A história toda foi focada na obtenção sistemática de saldos expressivos de superávit primário nas contas governamentais. A armadilha, no entanto, passava desapercebida da maioria da população. Afinal, quem gostaria de ser “irresponsável” na condução das finanças públicas em um país que havia passado décadas convivendo com índices de inflação extremamente elevada e sucessivos fracassos de planos de ajuste estabilizador? O pulo do gato, portanto, residia no adjetivo aparentemente inocente: “primário”.

Por meio dessa artimanha, o sistema financeiro via assegurado um fluxo constante e permanente de recursos drenados das contas do Tesouro Nacional para seus caixas privados. Sim, pois por meio da aplicação do conceito de “primário” estavam sendo retiradas do esforço fiscal as contas de natureza financeira. Dessa forma, eram comprimidas todas as demais rubricas associadas a saúde, previdência social, educação, assistência social, saneamento, salários de servidores, dentre tantas outras.
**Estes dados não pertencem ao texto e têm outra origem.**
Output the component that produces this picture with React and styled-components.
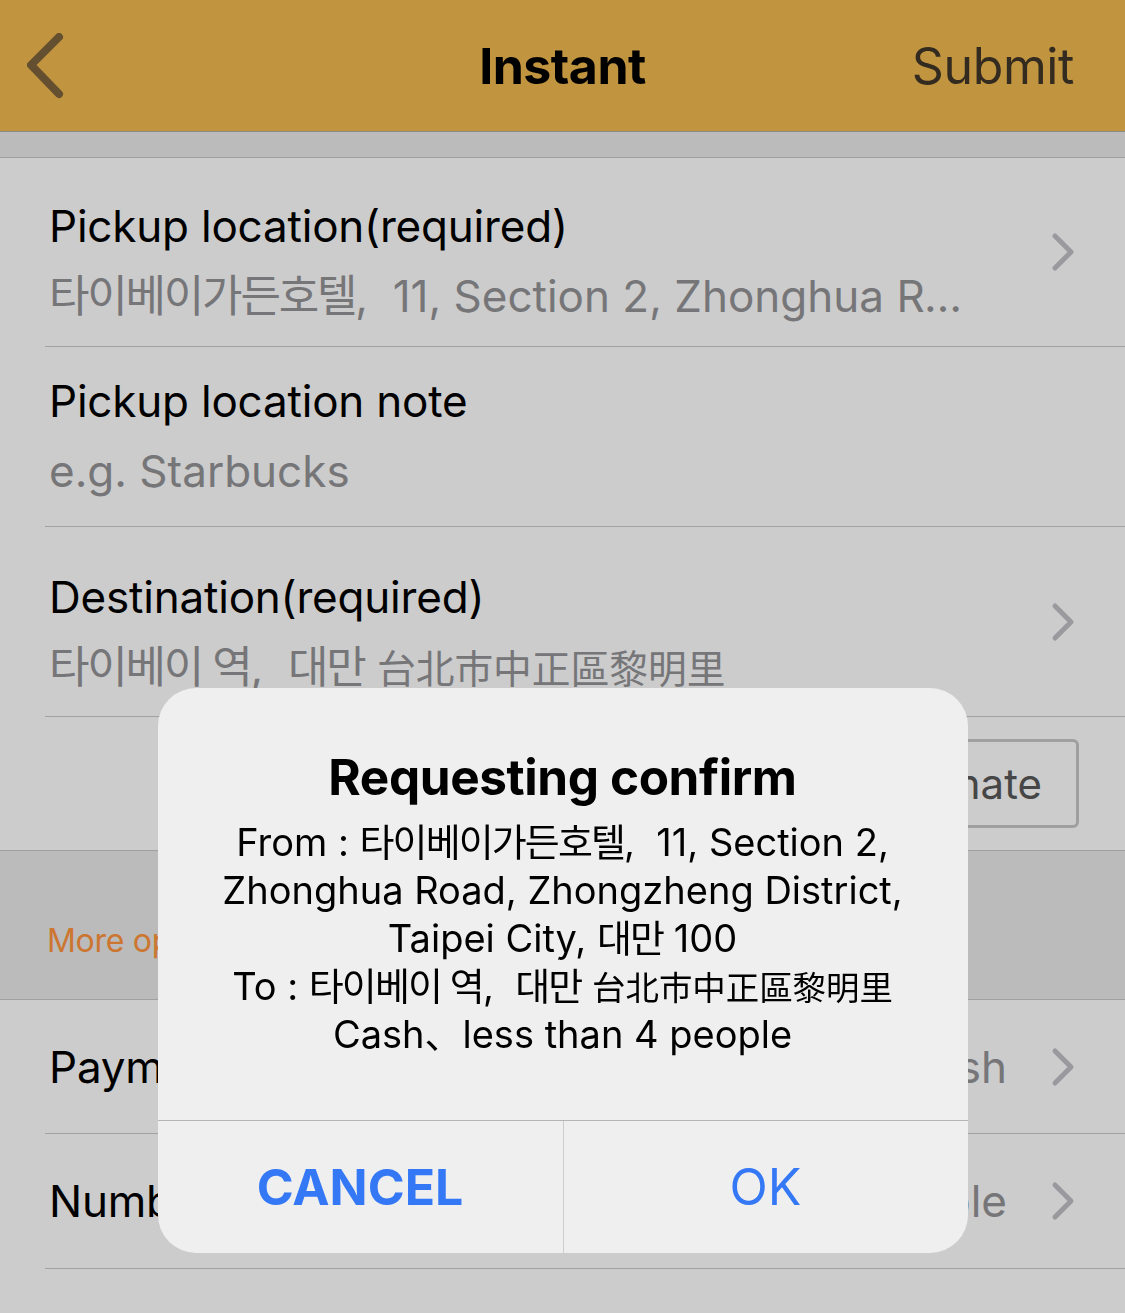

Com isso, o saldo obtido na forma de “superávit primário” era utilizado sem nenhum limite para pagamento de juros do serviço da dívida pública. Entre 1997 e os dias de hoje, os valores drenados do orçamento para esse tipo de despesa superam os R$ 6 trilhões. Mas o governo nunca tinha recursos.
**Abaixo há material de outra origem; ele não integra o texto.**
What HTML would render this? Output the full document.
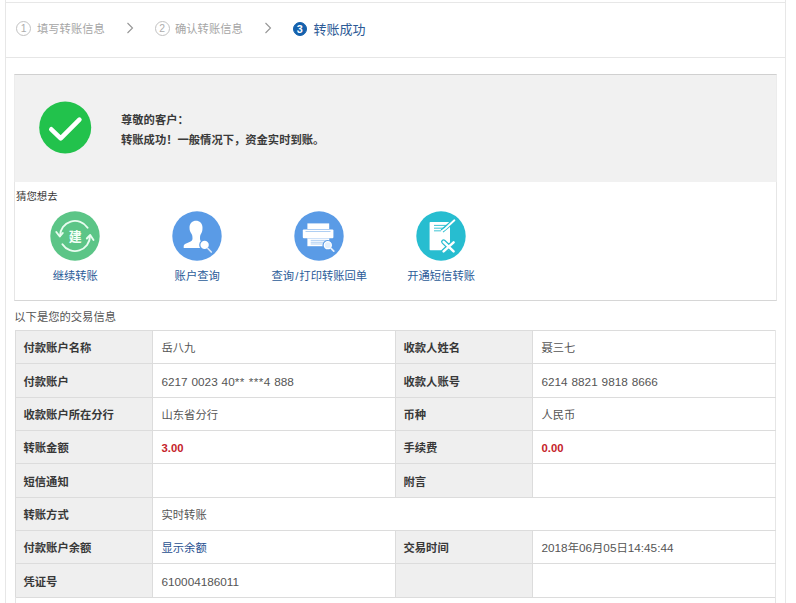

Governo sempre teve recursosNos períodos das chamadas “vacas gordas”, esse mecanismo sofisticado passava incólume, uma vez que o governo federal contava com recursos para dar conta de boa parte das necessidades sociais e das obrigações previstas na Constituição Federal. A política social ficava com as migalhas e o financismo abocanhava a parte mais expressiva dos recursos orçamentários. Mas sempre que algum governante procurava escapar dessa amarra para buscar financiamentos para projetos de maior envergadura, aí os formadores de opinião lançavam seus torpedos contra o risco de intervencionismo e de explosão das contas públicas. A expansão dos serviços “públicos” só era bem aceita por esse pessoal do terno engomadinho se fossem operados pelo capital privado. E dá-lhe enxurradas de processos de privatização, de concessão e de liberalização.

Os direitos sociais passavam a ser cada vez transformados em mercadoria. Tudo se compra, tudo se paga. As regras do antigo acesso público e universal passam a ser substituídas pela oferta privada e pela demanda de quem tenha recursos para obter o serviço. Cidadãos de pleno direito são transformados em meros consumidores.

À medida que a crise econômica foi se aproximando, percebeu-se que o bolo já não dava mais para todo mundo. E assim a narrativa do “não tem recursos” vai se consolidando em meio ao establishment. Os governos não podem ser populistas, diziam. Os governos não podem ser demagógicos, ameaçavam. Os governos devem ser responsáveis, acusavam. Daí para “os governos não podem gastar mais do que arrecadam” foi um pulo fácil. A analogia oportunista propalada pelos responsáveis pela economia do momento com as economias dos indivíduos, das famílias ou das empresas caiu no uso corrente da grande imprensa. Afinal, se eu não posso gastar mais do que ganho a cada mês, essa deveria ser a orientação do próprio governo. Aparentemente, nada mais sensato na condução das finanças públicas. Só que não!